И до глубокой ночи по Нетфликсу смотрела какой-то сериал про врачей, лёжа на кровати Моцарта и стараясь ни о чём не думать.
«Он приедет, и я просто спрошу. Кто убил снайпера. Бил ли он девочку. Кого ещё он трахает, кроме моей сестры, Целестины и прокурорши. И всё ему расскажу, — думала я, с трудом вникая в сложности работы американской больницы на экране, — о том, что узнала от дяди Ильдара, о том, что рассказала мне мама, а особенно о том, что целовалась с Иваном».
И он меня простит. Может, ещё и посмеётся вместе со мной. А потом всё объяснит. И расскажет. И снова всё будет хорошо. Как раньше. Или даже лучше…

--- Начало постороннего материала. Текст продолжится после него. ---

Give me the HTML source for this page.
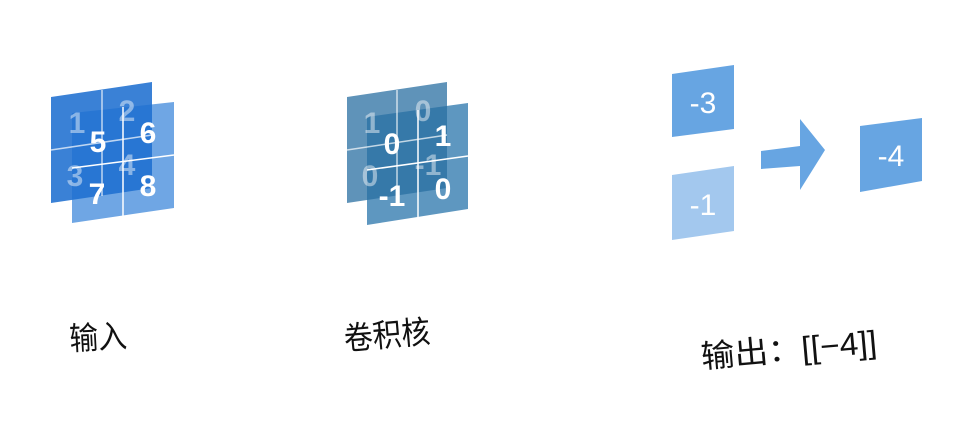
<!DOCTYPE html>
<html><head><meta charset="utf-8"><style>
html,body{margin:0;padding:0;background:#fff;width:980px;height:425px;overflow:hidden}
svg{display:block}
.n{font-family:"Liberation Sans",sans-serif;font-weight:bold;fill:#fff;font-size:30px;text-anchor:middle}
.l{font-family:"Liberation Sans","WenQuanYi Zen Hei",sans-serif;fill:#111;font-size:32px}
</style></head><body>
<svg width="980" height="425" viewBox="0 0 980 425">
<polygon points="72,113 174,102 174,208 72,223" fill="#6fa6e4"/>
<polygon points="51,97 152,82 152,188 51,203" fill="#1f6fd0" opacity="0.88"/>
<g stroke="#fff" stroke-width="1.5" opacity="0.7">
<line x1="51" y1="150" x2="152" y2="135"/><line x1="102" y1="90" x2="102" y2="196"/></g>
<g class="n" opacity="0.45"><text x="77" y="133">1</text><text x="127" y="121">2</text><text x="75" y="186">3</text><text x="127" y="175">4</text></g>
<g stroke="#fff" stroke-width="1.5"><line x1="72" y1="168" x2="174" y2="155"/><line x1="123" y1="107" x2="123" y2="216"/></g>
<g class="n"><text x="98" y="152">5</text><text x="148" y="143">6</text><text x="97" y="204">7</text><text x="148" y="196">8</text></g>
<polygon points="367,117 468,103 468,209 367,225" fill="#5e97c0"/>
<polygon points="347,97 447,82 447,188 347,203" fill="#2a6fa2" opacity="0.75"/>
<g stroke="#fff" stroke-width="1.5" opacity="0.7"><line x1="347" y1="150" x2="447" y2="135"/><line x1="397" y1="90" x2="397" y2="196"/></g>
<g class="n" opacity="0.45"><text x="372" y="133">1</text><text x="423" y="121">0</text><text x="370" y="186">0</text><text x="428" y="175">-1</text></g>
<g stroke="#fff" stroke-width="1.5"><line x1="367" y1="170" x2="468" y2="156"/><line x1="418" y1="110" x2="418" y2="218"/></g>
<g class="n"><text x="392" y="154">0</text><text x="443" y="146">1</text><text x="392" y="206">-1</text><text x="443" y="199">0</text></g>
<polygon points="672,74 734,65 734,129 672,137" fill="#67a5e2"/>
<polygon points="672,175 734,166 734,231 672,240" fill="#a3c8ee"/>
<polygon points="860,126 922,118 922,181 860,192" fill="#67a5e2"/>
<polygon points="761,151 800,146 800,119 825,150 800,190 800,166 761,169" fill="#67a5e2"/>
<g class="n" style="font-weight:normal;font-size:30px"><text x="703" y="113">-3</text><text x="703" y="215">-1</text><text x="891" y="166">-4</text></g>
<text class="l" transform="translate(70 350) rotate(-3) scale(0.9 1)">输入</text>
<text class="l" transform="translate(345 350) rotate(-5) scale(0.9 1)">卷积核</text>
<text class="l" transform="translate(702 368) rotate(-5) scale(1.05 1)">输出：[[−4]]</text>
</svg>
</body></html>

Я проснулась от звука льющейся в душе воды.
Потёрла глаза — за окном светало.
— Серёж, — распахнула я дверь и… покачнулась.
Нет, не вид его обнажённого тела заставил меня отступить. Не член, что я так хотела вчера увидеть. Клянусь, я бы не заметила, не то что его размер — даже будь у него два члена.
Я ничего не видела, кроме крови. Воды, что смывала кровь и стекала с Моцарта кровавым потоком.
Его одежда, что валялась на полу, тоже была насквозь пропитана кровью.
И запах стоял такой…
О, боже!
Он кого-то убил? Он ранен?! Его могли уби…
Я закрыла рот рукой, сделав ещё шаг назад, и наткнулась на дверь. Та ударилась в стену. Моцарт отклонился от потока воды, вытер рукой лицо, чтобы посмотреть. Удивился:
— Детка?
Не знаю, как он оказался рядом со мной, но поймал он меня ровно в тот момент, когда я готова была осесть на пол. И осела, на тёплый кафельный пол, только вместе с ним.
— Нет, нет, нет, нет, это не то, что ты думаешь, — гладил он моё лицо, убирая с него волосы.
— А что я думаю? — сглотнула я, глядя на капли воды на его лице и стараясь не расплакаться.
— Это не человеческая кровь. Я никого не убил. Мы сбили оленя. На шоссе. Хотели ему помочь. И я держал его голову на руках всю дорогу… Фу, господи, ну и вонь, — обернулся он к вещам. — Машину, походу, придётся продать после химчистки.
— Я думала не об этом, — прижалась я к его мокрой груди, пижамой впитывая воду вместе с кровью. — Не только об этом. Я решила, что ты ранен. Что тебя могут… убить, — ткнулась я в его шею.